Yucca Mountain is in the desert on federal land where no one lives. Yet a Bush-approved plan to bury high-level nuclear waste there divides voters statewide and threatens President Bush's ability to win the state again.

"This is the issue that will defeat Bush in Nevada," said Sen. Harry Reid, a Nevada Democrat polls show coasting to his fourth term. Bush won here in 2000 by 3.5 percentage points, but polls indicate the race with Sen. John Kerry is extremely close.

Nevada Attorney General Brian Sandoval, a Republican leading the state's legal challenge to the plan, said he doesn't think it's fair to blame the president for approving the project.

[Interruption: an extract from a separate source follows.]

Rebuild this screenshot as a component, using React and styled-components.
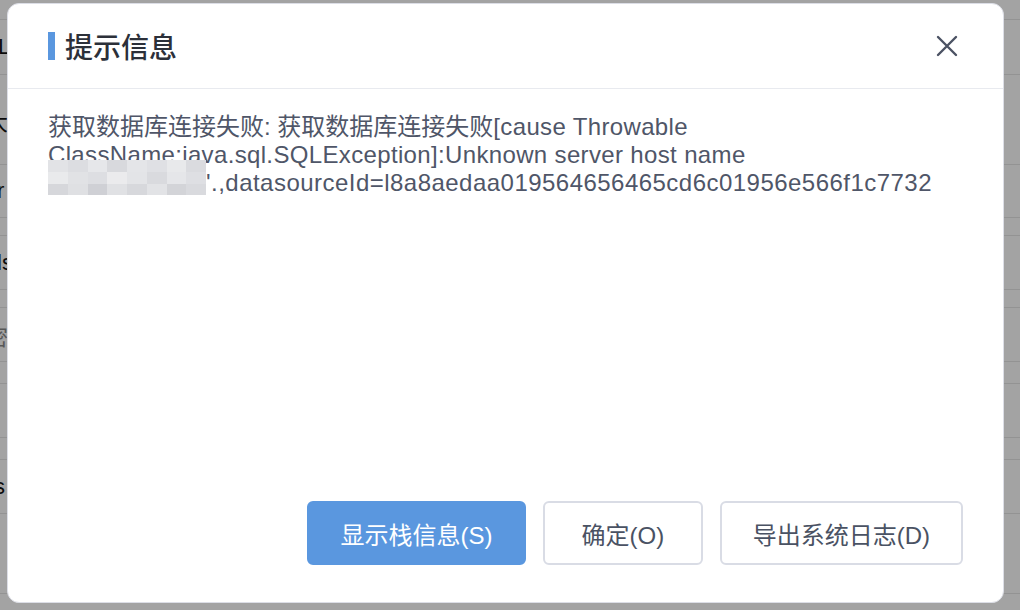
import React from "react";
import styled, { createGlobalStyle } from "styled-components";

const Global = createGlobalStyle`
  html, body { margin: 0; padding: 0; }
  body {
    width: 1020px;
    height: 610px;
    overflow: hidden;
    background: #ffffff;
    font-family: "Liberation Sans", "Noto Sans CJK SC", sans-serif;
  }
`;

const Page = styled.div`
  position: relative;
  width: 1020px;
  height: 610px;
  overflow: hidden;
  background: #ffffff;
`;

const Table = styled.div`
  display: flex;
  flex-direction: column;
`;

const Row = styled.div`
  height: ${(p) => p.$h}px;
  border-bottom: 1px solid #e6e6e6;
  box-sizing: border-box;
  display: flex;
  align-items: center;
  font-size: 22px;
  color: ${(p) => (p.$muted ? "#8a8a8a" : "#111111")};
  white-space: nowrap;
`;

const CellText = styled.span`
  margin-left: ${(p) => p.$shift || 0}px;
`;

const Overlay = styled.div`
  position: absolute;
  inset: 0;
  background: rgba(0, 0, 0, 0.36);
  display: flex;
  padding: 3px 16px 7px 7px;
  box-sizing: border-box;
`;

const Dialog = styled.div`
  flex: 1;
  display: flex;
  flex-direction: column;
  background: #ffffff;
  border: 1px solid #dcdee6;
  border-radius: 12px;
  overflow: hidden;
`;

const Header = styled.div`
  height: 84px;
  display: flex;
  align-items: center;
  justify-content: space-between;
  padding: 0 44px 0 40px;
  border-bottom: 1px solid #e8eaef;
`;

const TitleWrap = styled.div`
  display: flex;
  align-items: center;
  gap: 10px;
`;

const TitleBar = styled.span`
  display: block;
  width: 7px;
  height: 28px;
  background: #5a97df;
`;

const Title = styled.h2`
  margin: 0;
  font-size: 28px;
  font-weight: 500;
  color: #2c3039;
  letter-spacing: 0;
`;

const CloseButton = styled.button`
  width: 24px;
  height: 24px;
  padding: 0;
  border: none;
  background: transparent;
  display: flex;
  align-items: center;
  justify-content: center;
  cursor: pointer;
`;

const Body = styled.div`
  flex: 1;
  padding: 24px 40px 0 40px;
`;

const Message = styled.p`
  margin: 0;
  font-size: 24px;
  line-height: 28px;
  color: #4f5668;
`;

const Latin = styled.span`
  letter-spacing: ${(p) => p.$ls || 0.35}px;
`;

const NoWrap = styled.span`
  white-space: nowrap;
`;

const Mosaic = styled.span`
  display: inline-grid;
  grid-template-columns: repeat(8, 1fr);
  grid-template-rows: 12px 12px 11px;
  width: 158px;
  height: 35px;
  margin-top: -9px;
  margin-bottom: 2px;
  vertical-align: bottom;
`;

const Tile = styled.span`
  background: ${(p) => p.$c};
`;

const Footer = styled.div`
  display: flex;
  justify-content: flex-end;
  gap: 17px;
  padding: 0 40px 37px 0;
`;

const Button = styled.button`
  height: 64px;
  padding: 0 ${(p) => p.$px}px;
  border-radius: 6px;
  font-family: "Liberation Sans", "Noto Sans CJK SC", sans-serif;
  font-size: 24px;
  cursor: pointer;
  border: 2px solid ${(p) => (p.$primary ? "#5a97df" : "#d9dce5")};
  background: ${(p) => (p.$primary ? "#5a97df" : "#ffffff")};
  color: ${(p) => (p.$primary ? "#ffffff" : "#4a5263")};
`;

const mosaicColors = [
  "#e2e3e6", "#dcdde1", "#e6e7ea", "#d8d9dd", "#e4e5e8", "#dfe0e4", "#e8e9eb", "#dadbdf",
  "#e9eaec", "#e1e2e5", "#dddee2", "#ebebed", "#e3e4e7", "#d9dade", "#e5e6e9", "#dedfe3",
  "#d6d7db", "#dfe0e3", "#cfd0d5", "#e0e1e4", "#d7d8dc", "#e2e3e6", "#d3d4d8", "#d9dade",
];

const rows = [
  { h: 20, t: "" },
  { h: 55, t: "L", shift: -2 },
  { h: 90, t: "大", shift: -14 },
  { h: 53, t: "r", shift: -3 },
  { h: 18, t: "" },
  { h: 54, t: "ls", shift: -3 },
  { h: 18, t: "" },
  { h: 54, t: "密", shift: -14, muted: true },
  { h: 22, t: "" },
  { h: 54, t: "" },
  { h: 22, t: "" },
  { h: 54, t: "s", shift: -6 },
  { h: 80, t: "" },
];

export default function App() {
  return (
    <>
      <Global />
      <Page>
        <Table>
          {rows.map((r, i) => (
            <Row key={i} $h={r.h} $muted={r.muted}>
              <CellText $shift={r.shift}>{r.t}</CellText>
            </Row>
          ))}
        </Table>
        <Overlay>
          <Dialog>
            <Header>
              <TitleWrap>
                <TitleBar />
                <Title>提示信息</Title>
              </TitleWrap>
              <CloseButton aria-label="close">
                <svg width="22" height="22" viewBox="0 0 22 22">
                  <path
                    d="M2 2 L20 20 M20 2 L2 20"
                    stroke="#4b5263"
                    strokeWidth="2.4"
                    strokeLinecap="round"
                  />
                </svg>
              </CloseButton>
            </Header>
            <Body>
              <Message>
                获取数据库连接失败: 获取数据库连接失败
                <Latin>
                  [cause Throwable ClassName:java.sql.SQLException]:Unknown
                  server host name{" "}
                </Latin>
                <NoWrap>
                  <Mosaic>
                    {mosaicColors.map((c, i) => (
                      <Tile key={i} $c={c} />
                    ))}
                  </Mosaic>
                  <Latin $ls={0.47}>
                    '.,datasourceId=l8a8aedaa019564656465cd6c01956e566f1c7732
                  </Latin>
                </NoWrap>
              </Message>
            </Body>
            <Footer>
              <Button $primary $px={31.5}>显示栈信息(S)</Button>
              <Button $px={36.5}>确定(O)</Button>
              <Button $px={31}>导出系统日志(D)</Button>
            </Footer>
          </Dialog>
        </Overlay>
      </Page>
    </>
  );
}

"He made a decision based on the information that was provided to him," Sandoval said.

Yucca Mountain is in line to begin receiving 77,000 tons of the nation's most radioactive waste by 2010. Nevada has battled the plan for decades, but in 2002 Congress and Bush authorized the site.

Kerry has vowed to kill the project if elected, saying he prefers to keep the waste at nuclear power plants across the country.

"It will take a Democratic president to stop this," said Rep. Shelley Berkley, D-Nev.

During his only visit to Nevada in 2000, Bush said any decision on Yucca Mountain would be based on "sound science." Democrats believe the statement was enough to swing voters his way and now contend the president didn't keep his promise.

Sen. John Edwards, a North Carolina Democrat, voted in favor of the repository in 2002. Shortly before he joined the Democratic ticket as Kerry's running mate, Edwards promised to oppose it if he were vice president.

Kerry has opposed the project multiple times, including the crucial 2002 vote that solidified Yucca Mountain's future.

"When it's counted, I've voted no to waste at Yucca Mountain," Kerry said during an August visit to Las Vegas.

However, Republicans point out that Kerry voted in favor of an appropriations bill in 1987 that included a proposal to narrow the number of potential repository sites from three to one.